Big data, rapid-learning tools will unlock personalized care

Jun 15, 2014

Big data and the software being developed to mine and learn from the vast amounts of data in clinical archives will pave the way for personalized cancer treatment, according to a presentation at the International Symposium on Multidetector-Row CT (MDCT) in San Francisco. And image data will be crucial.

By mining historical data in archives from patients with similar characteristics to a current patient and using that information to guide treatment decision-making, clinicians can truly pursue a model of evidence-based care, said Dr. Daniel Rubin, an assistant professor of radiology and medicine (biomedical informatics) at Stanford University.

Dr. Daniel Rubin from Stanford University.

Development of these so-called rapid-learning systems so far has largely focused on patient survival statistics, however, and not made use of image information such as measurements and annotations. The latter are unstructured data that cannot be easily accessed and mined by computers, Rubin said. But as these image data become available in a structured format, rapid-learning systems will be able to tap into the crucial role imaging plays in assessing cancer treatment response.

"In the future, as [radiology participates] in this data realm of this ecosystem, we will add value," he said. "And we need to be central players in it, because we are in the 21st century and this paradigm is going to be important in terms of guiding decision-making."

Cancer is a heterogeneous disease, and radiologists need to help referring physicians and oncologists make the best treatment decisions for each patient based on the radiological findings, Rubin noted.

"The big problem they're concerned with and that [radiologists] need to be concerned with, and where big data can help, is understanding the notion of disease heterogeneity and which patients are going to respond better to particular treatments," he said. "Imaging, being important, needs to be a part of that if we're going to help guide oncologists to personalized treatments. Imaging is a crucial component of this evaluative process."

Currently, oncologists evaluate the imaging data and results, but their decision-making is largely based on published evidence or their own personal knowledge. This poses a number of challenges, however. It's difficult to use knowledge from the literature to guide individual decision-making, according to Rubin.
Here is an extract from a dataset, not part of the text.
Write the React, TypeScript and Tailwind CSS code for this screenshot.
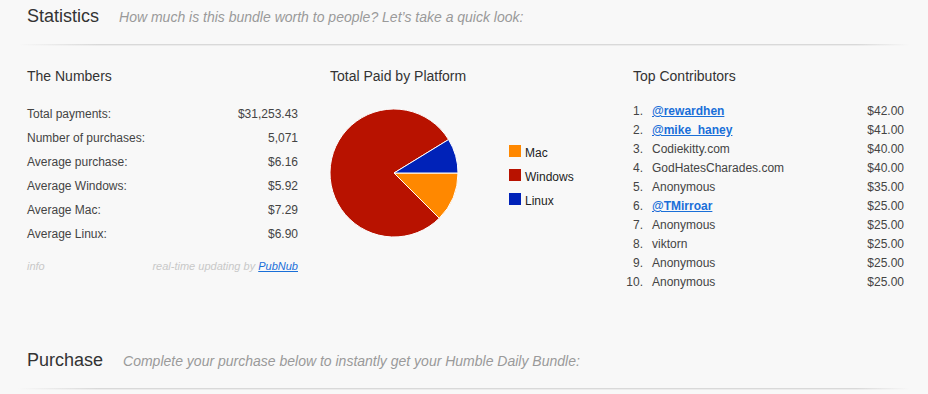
const numbers = [
  { label: "Total payments:", value: "$31,253.43" },
  { label: "Number of purchases:", value: "5,071" },
  { label: "Average purchase:", value: "$6.16" },
  { label: "Average Windows:", value: "$5.92" },
  { label: "Average Mac:", value: "$7.29" },
  { label: "Average Linux:", value: "$6.90" },
];

const contributors = [
  { name: "@rewardhen", amount: "$42.00", link: true },
  { name: "@mike_haney", amount: "$41.00", link: true },
  { name: "Codiekitty.com", amount: "$40.00" },
  { name: "GodHatesCharades.com", amount: "$40.00" },
  { name: "Anonymous", amount: "$35.00" },
  { name: "@TMirroar", amount: "$25.00", link: true },
  { name: "Anonymous", amount: "$25.00" },
  { name: "viktorn", amount: "$25.00" },
  { name: "Anonymous", amount: "$25.00" },
  { name: "Anonymous", amount: "$25.00" },
];

const legend = [
  { label: "Mac", color: "bg-[#ff8800]" },
  { label: "Windows", color: "bg-[#b81200]" },
  { label: "Linux", color: "bg-[#0022b8]" },
];

function SectionHeader({ title, subtitle }: { title: string; subtitle: string }) {
  return (
    <>
      <div className="flex items-baseline px-[27px] pt-1 h-7">
        <h2 className="text-[18px] leading-6 text-[#333] mr-[20px]">{title}</h2>
        <p className="text-[14px] leading-6 italic text-[#9a9a9a]">{subtitle}</p>
      </div>
      <div className="mt-4 mx-[18px]">
        <div className="h-px bg-[linear-gradient(to_right,transparent,#d9d9d9_9%,#d9d9d9_94%,transparent)]" />
        <div className="h-px bg-[linear-gradient(to_right,transparent,#ececec_9%,#ececec_94%,transparent)]" />
      </div>
    </>
  );
}

function PieChart() {
  return (
    <svg width="128" height="128" viewBox="0 0 128 128" className="mt-[7px] shrink-0">
      <path d="M64,64 L109.25,109.25 A64,64 0 1 1 118.57,30.56 Z" fill="#b81200" stroke="#fff" strokeWidth="1" />
      <path d="M64,64 L128,64 A64,64 0 0 1 109.25,109.25 Z" fill="#ff8800" stroke="#fff" strokeWidth="1" />
      <path d="M64,64 L118.57,30.56 A64,64 0 0 1 128,64 Z" fill="#0022b8" stroke="#fff" strokeWidth="1" />
    </svg>
  );
}

export default function App() {
  return (
    <div className="w-[928px] h-[394px] overflow-hidden bg-[#f8f8f8] font-['Liberation_Sans',Arial,sans-serif]">
      <SectionHeader
        title="Statistics"
        subtitle="How much is this bundle worth to people? Let’s take a quick look:"
      />

      <div className="mt-[20px] px-[27px] grid grid-cols-[271px_271px_271px] gap-x-8">
        {/* The Numbers */}
        <div>
          <h3 className="text-[14px] leading-5 text-[#333] mb-4">The Numbers</h3>
          <div>
            {numbers.map((n) => (
              <div key={n.label} className="flex justify-between h-6 leading-6 text-[12px] text-[#444]">
                <span>{n.label}</span>
                <span>{n.value}</span>
              </div>
            ))}
          </div>
          <div className="flex justify-between mt-3 text-[11px] leading-4 italic text-[#c8c8c8]">
            <span>info</span>
            <span>
              real-time updating by{" "}
              <a href="#" className="text-[#1a6fd8] underline">
                PubNub
              </a>
            </span>
          </div>
        </div>

        {/* Total Paid by Platform */}
        <div>
          <h3 className="text-[14px] leading-5 text-[#333] mb-4">Total Paid by Platform</h3>
          <div className="flex items-start">
            <PieChart />
            <div className="ml-[51px] mt-[37px]">
              {legend.map((l) => (
                <div key={l.label} className="flex items-center h-6 gap-1 text-[12px] text-[#222]">
                  <span className={`w-3 h-3 ${l.color}`} />
                  <span className="mt-[3px]">{l.label}</span>
                </div>
              ))}
            </div>
          </div>
        </div>

        {/* Top Contributors */}
        <div>
          <h3 className="text-[14px] leading-5 text-[#333] mb-4">Top Contributors</h3>
          <ol className="mt-px">
            {contributors.map((c, i) => (
              <li key={i} className="flex h-[19px] leading-[19px] text-[12px] text-[#444]">
                <span className="w-[17px] -ml-[7px] text-right">{i + 1}.</span>
                <span className="ml-[9px]">
                  {c.link ? (
                    <a href="#" className="font-bold text-[#1a6fd8] underline">
                      {c.name}
                    </a>
                  ) : (
                    c.name
                  )}
                </span>
                <span className="flex-1 text-right">{c.amount}</span>
              </li>
            ))}
          </ol>
        </div>
      </div>

      <div className="mt-[52px]">
        <SectionHeader
          title="Purchase"
          subtitle="Complete your purchase below to instantly get your Humble Daily Bundle:"
        />
      </div>
    </div>
  );
}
"All published evidence isn't applicable to all our patients; every patient is unique," he said. "Another problem is that there have been published articles that have shown that even the current evidence is insufficient to inform clinical decision-making because of its heterogeneity."

As a result, it can be difficult to match individual patients with the best evidence.

Rapid-learning systems

The development of rapid-learning systems for cancer would enable oncologists to find patients with similar characteristics to a given patient to determine treatments associated with a better outcome, such as survival or treatment response, according to Rubin. This could help alleviate the heterogeneity problem.

Imaging serves as the basis of treatment response; longitudinal imaging monitors how disease responds over time. Oncologists look at longitudinal image data as a graph of changes in disease burden over time with corresponding Response Evaluation Criteria in Solid Tumors (RECIST) labels.

"They also think about [image data] in terms of: What was the best response a patient had over time, and how did that cohort of patients do with that treatment?" he said. "What was their best response?"

However, these image data are difficult for electronic medical record software to extract because they are unstructured and not in a computer-accessible format, Rubin said. To solve this problem, initiatives are underway, such as the Annotation and Image Markup (AIM) standard developed by the National Cancer Institute's Cancer Imaging Program. AIM is a metadata standard that provides a syntax for recording measurements to make image content such as imaging observations, anatomy, region of interest, etc., mineable to computer applications.

Radiologists can then use tools such as ePad (developed by Stanford) to measure and annotate images in a format that can be parsed by a computer.

"Now we can bring the image data into the same computable, mineable space as the clinical data to enable this concept of rapid learning," Rubin said.

Killer app

The killer app for big data in medicine is rapid learning, according to Rubin. In addition to guiding treatment decisions now, rapid-learning will continue to help in the future, as current treatments become part of the medical record and can be used to inform decision-making for later patients.

"This rapid-learning paradigm is one of looking at historical evidence, helping them inform decision-making, making that decision, and then recording the outcomes," he said. "And that feeds back into future decision-making."

An example of such a rapid-learning system was developed by Stanford and Vanderbilt-Ingram Cancer Center. Patient data including disease, demographics, treatment, genetic profile, image measurements, and outcomes from 260 melanoma patients were entered into a centralized database. This database can then be mined to construct patient cohorts based on a range of variables, Rubin said.

It can also filter cohorts further to control for sex, age, genetic results, drug class, and drug name. Cohort statistics can then be generated on the fly, according to Rubin.

"As we get our imaging results out of this arcane text format into [a format that can be processed by computers], we can get our image data participating in an emerging big-data paradigm of discovery, where physicians -- instead of just relying on what they have in their head and what they read in the literature -- can access this virtual database of mineable data in hospital enterprises or across enterprises to guide their decision-making," he said.